STATED EXERCISE >>
Return all of the data exactly as written, without the pictures.

DATA SHOWN >>

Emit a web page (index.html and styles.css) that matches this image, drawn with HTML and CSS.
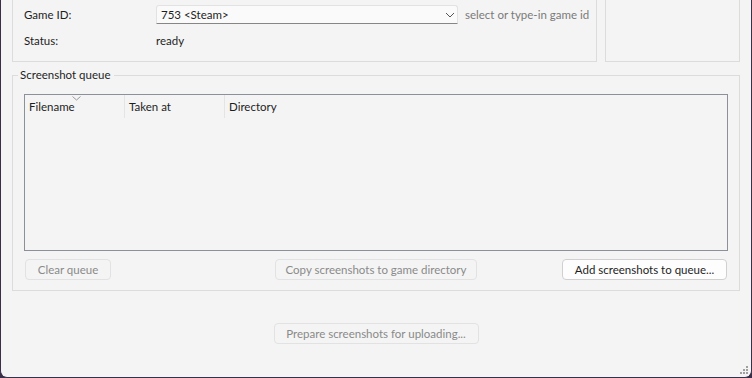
FILE: index.html
```html
<!DOCTYPE html>
<html lang="en">

<head>
    <meta charset="UTF-8">
    <meta name="viewport" content="width=device-width, initial-scale=1.0">
    <title>Screenshot uploader</title>
    <link rel="stylesheet" href="styles.css">
</head>

<body>
    <div class="window">
        <div class="top-row">
            <div class="group game-box">
                <div class="form-row">
                    <span class="label">Game ID:</span>
                    <div class="combo">
                        <span>753 &lt;Steam&gt;</span>
                        <svg class="chevron" width="10" height="6" viewBox="0 0 10 6">
                            <path d="M1 1 L5 5 L9 1" fill="none" stroke="#555" stroke-width="1"/>
                        </svg>
                    </div>
                    <span class="hint">select or type-in game id</span>
                </div>
                <div class="form-row status-row">
                    <span class="label">Status:</span>
                    <span class="value">ready</span>
                </div>
            </div>
            <div class="group side-box"></div>
        </div>

        <fieldset class="queue">
            <legend>Screenshot queue</legend>
            <div class="list">
                <div class="list-head">
                    <div class="col col-name">
                        Filename
                        <svg class="sort" width="9" height="5" viewBox="0 0 9 5">
                            <path d="M0.5 0.5 L4.5 4 L8.5 0.5" fill="none" stroke="#9a9a9a" stroke-width="1"/>
                        </svg>
                    </div>
                    <div class="col col-time">Taken at</div>
                    <div class="col col-dir">Directory</div>
                </div>
            </div>
            <div class="queue-buttons">
                <button class="btn btn-left" disabled>Clear queue</button>
                <button class="btn" disabled>Copy screenshots to game directory</button>
                <button class="btn btn-right">Add screenshots to queue...</button>
            </div>
        </fieldset>

        <div class="bottom-row">
            <button class="btn btn-prepare" disabled>Prepare screenshots for uploading...</button>
        </div>

        <svg class="grip" width="10" height="10" viewBox="0 0 10 10">
            <rect x="7" y="1" width="2" height="2" fill="#a0a0a0"/>
            <rect x="4" y="4" width="2" height="2" fill="#a0a0a0"/>
            <rect x="7" y="4" width="2" height="2" fill="#a0a0a0"/>
            <rect x="1" y="7" width="2" height="2" fill="#a0a0a0"/>
            <rect x="4" y="7" width="2" height="2" fill="#a0a0a0"/>
            <rect x="7" y="7" width="2" height="2" fill="#a0a0a0"/>
        </svg>
    </div>
</body>

</html>
```

FILE: styles.css
```css
* {
    margin: 0;
    padding: 0;
    box-sizing: border-box;
}

body {
    background: #3b2e48;
    font-family: Lato, "Liberation Sans", sans-serif;
    font-size: 11.5px;
    color: #1e1e1e;
}

.window {
    position: relative;
    height: 378px;
    background: #f4f4f4;
    border-left: 1px solid #3b2e48;
    border-right: 1px solid #3b2e48;
    border-bottom: 1px solid #3b2e48;
    border-radius: 0 0 7px 7px;
}

.top-row {
    display: flex;
    gap: 8px;
    padding: 0 11px;
    height: 62px;
}

.group {
    border: 1px solid #dcdcdc;
    border-top: none;
}

.game-box {
    width: 585px;
    padding: 5px 0 0 11px;
}

.side-box {
    width: 135px;
}

.form-row {
    display: flex;
    align-items: center;
    height: 19px;
}

.label {
    width: 132px;
}

.combo {
    width: 302px;
    height: 19px;
    display: flex;
    align-items: center;
    justify-content: space-between;
    padding: 0 2px 0 4px;
    background: #fafafa;
    border: 1px solid #e2e2e2;
    border-bottom-color: #868686;
    border-radius: 3px 3px 0 0;
}

.hint {
    margin-left: 7px;
    color: #7a7a7a;
}

.status-row {
    margin-top: 7px;
}

.queue {
    margin: 5px 11px 0;
    border: 1px solid #dcdcdc;
    padding: 11px 11px 10px;
}

.queue legend {
    margin-left: -6px;
    padding: 0 3px 0 2px;
    line-height: 16px;
}

.list {
    height: 157px;
    border: 1px solid #8c9099;
    background: #f4f4f4;
}

.list-head {
    display: flex;
    height: 23px;
}

.col {
    position: relative;
    padding: 5px 0 0 4px;
    border-right: 1px solid #e4e4e4;
}

.col-name {
    width: 100px;
}

.col-time {
    width: 100px;
}

.col-dir {
    width: 100px;
    border-right: none;
}

.sort {
    position: absolute;
    top: 1px;
    left: 47px;
}

.queue-buttons {
    display: grid;
    grid-template-columns: 1fr auto 1fr;
    margin-top: 8px;
    padding: 0 1px;
}

.btn {
    height: 21px;
    font-family: inherit;
    font-size: 11.5px;
    color: #1e1e1e;
    background: #fdfdfd;
    border: 1px solid #d0d0d0;
    border-radius: 4px;
}

.btn:disabled {
    color: #8a8a8a;
    background: #f4f4f4;
    border-color: #e2e2e2;
}

.btn-left {
    justify-self: start;
    width: 86px;
}

.queue-buttons .btn:nth-child(2) {
    width: 202px;
}

.btn-right {
    justify-self: end;
    width: 165px;
}

.bottom-row {
    display: flex;
    justify-content: center;
    margin-top: 32px;
}

.btn-prepare {
    width: 205px;
}

.grip {
    position: absolute;
    right: 2px;
    bottom: 2px;
}
```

RESULT OF THE TASK >>
Emit a web page (index.html and styles.css) that matches this image, drawn with HTML and CSS.
FILE: index.html
```html
<!DOCTYPE html>
<html lang="en">

<head>
    <meta charset="UTF-8">
    <meta name="viewport" content="width=device-width, initial-scale=1.0">
    <title>Screenshot uploader</title>
    <link rel="stylesheet" href="styles.css">
</head>

<body>
    <div class="window">
        <div class="top-row">
            <div class="group game-box">
                <div class="form-row">
                    <span class="label">Game ID:</span>
                    <div class="combo">
                        <span>753 &lt;Steam&gt;</span>
                        <svg class="chevron" width="10" height="6" viewBox="0 0 10 6">
                            <path d="M1 1 L5 5 L9 1" fill="none" stroke="#555" stroke-width="1"/>
                        </svg>
                    </div>
                    <span class="hint">select or type-in game id</span>
                </div>
                <div class="form-row status-row">
                    <span class="label">Status:</span>
                    <span class="value">ready</span>
                </div>
            </div>
            <div class="group side-box"></div>
        </div>

        <fieldset class="queue">
            <legend>Screenshot queue</legend>
            <div class="list">
                <div class="list-head">
                    <div class="col col-name">
                        Filename
                        <svg class="sort" width="9" height="5" viewBox="0 0 9 5">
                            <path d="M0.5 0.5 L4.5 4 L8.5 0.5" fill="none" stroke="#9a9a9a" stroke-width="1"/>
                        </svg>
                    </div>
                    <div class="col col-time">Taken at</div>
                    <div class="col col-dir">Directory</div>
                </div>
            </div>
            <div class="queue-buttons">
                <button class="btn btn-left" disabled>Clear queue</button>
                <button class="btn" disabled>Copy screenshots to game directory</button>
                <button class="btn btn-right">Add screenshots to queue...</button>
            </div>
        </fieldset>

        <div class="bottom-row">
            <button class="btn btn-prepare" disabled>Prepare screenshots for uploading...</button>
        </div>

        <svg class="grip" width="10" height="10" viewBox="0 0 10 10">
            <rect x="7" y="1" width="2" height="2" fill="#a0a0a0"/>
            <rect x="4" y="4" width="2" height="2" fill="#a0a0a0"/>
            <rect x="7" y="4" width="2" height="2" fill="#a0a0a0"/>
            <rect x="1" y="7" width="2" height="2" fill="#a0a0a0"/>
            <rect x="4" y="7" width="2" height="2" fill="#a0a0a0"/>
            <rect x="7" y="7" width="2" height="2" fill="#a0a0a0"/>
        </svg>
    </div>
</body>

</html>
```

FILE: styles.css
```css
* {
    margin: 0;
    padding: 0;
    box-sizing: border-box;
}

body {
    background: #3b2e48;
    font-family: Lato, "Liberation Sans", sans-serif;
    font-size: 11.5px;
    color: #1e1e1e;
}

.window {
    position: relative;
    height: 378px;
    background: #f4f4f4;
    border-left: 1px solid #3b2e48;
    border-right: 1px solid #3b2e48;
    border-bottom: 1px solid #3b2e48;
    border-radius: 0 0 7px 7px;
}

.top-row {
    display: flex;
    gap: 8px;
    padding: 0 11px;
    height: 62px;
}

.group {
    border: 1px solid #dcdcdc;
    border-top: none;
}

.game-box {
    width: 585px;
    padding: 5px 0 0 11px;
}

.side-box {
    width: 135px;
}

.form-row {
    display: flex;
    align-items: center;
    height: 19px;
}

.label {
    width: 132px;
}

.combo {
    width: 302px;
    height: 19px;
    display: flex;
    align-items: center;
    justify-content: space-between;
    padding: 0 2px 0 4px;
    background: #fafafa;
    border: 1px solid #e2e2e2;
    border-bottom-color: #868686;
    border-radius: 3px 3px 0 0;
}

.hint {
    margin-left: 7px;
    color: #7a7a7a;
}

.status-row {
    margin-top: 7px;
}

.queue {
    margin: 5px 11px 0;
    border: 1px solid #dcdcdc;
    padding: 11px 11px 10px;
}

.queue legend {
    margin-left: -6px;
    padding: 0 3px 0 2px;
    line-height: 16px;
}

.list {
    height: 157px;
    border: 1px solid #8c9099;
    background: #f4f4f4;
}

.list-head {
    display: flex;
    height: 23px;
}

.col {
    position: relative;
    padding: 5px 0 0 4px;
    border-right: 1px solid #e4e4e4;
}

.col-name {
    width: 100px;
}

.col-time {
    width: 100px;
}

.col-dir {
    width: 100px;
    border-right: none;
}

.sort {
    position: absolute;
    top: 1px;
    left: 47px;
}

.queue-buttons {
    display: grid;
    grid-template-columns: 1fr auto 1fr;
    margin-top: 8px;
    padding: 0 1px;
}

.btn {
    height: 21px;
    font-family: inherit;
    font-size: 11.5px;
    color: #1e1e1e;
    background: #fdfdfd;
    border: 1px solid #d0d0d0;
    border-radius: 4px;
}

.btn:disabled {
    color: #8a8a8a;
    background: #f4f4f4;
    border-color: #e2e2e2;
}

.btn-left {
    justify-self: start;
    width: 86px;
}

.queue-buttons .btn:nth-child(2) {
    width: 202px;
}

.btn-right {
    justify-self: end;
    width: 165px;
}

.bottom-row {
    display: flex;
    justify-content: center;
    margin-top: 32px;
}

.btn-prepare {
    width: 205px;
}

.grip {
    position: absolute;
    right: 2px;
    bottom: 2px;
}
```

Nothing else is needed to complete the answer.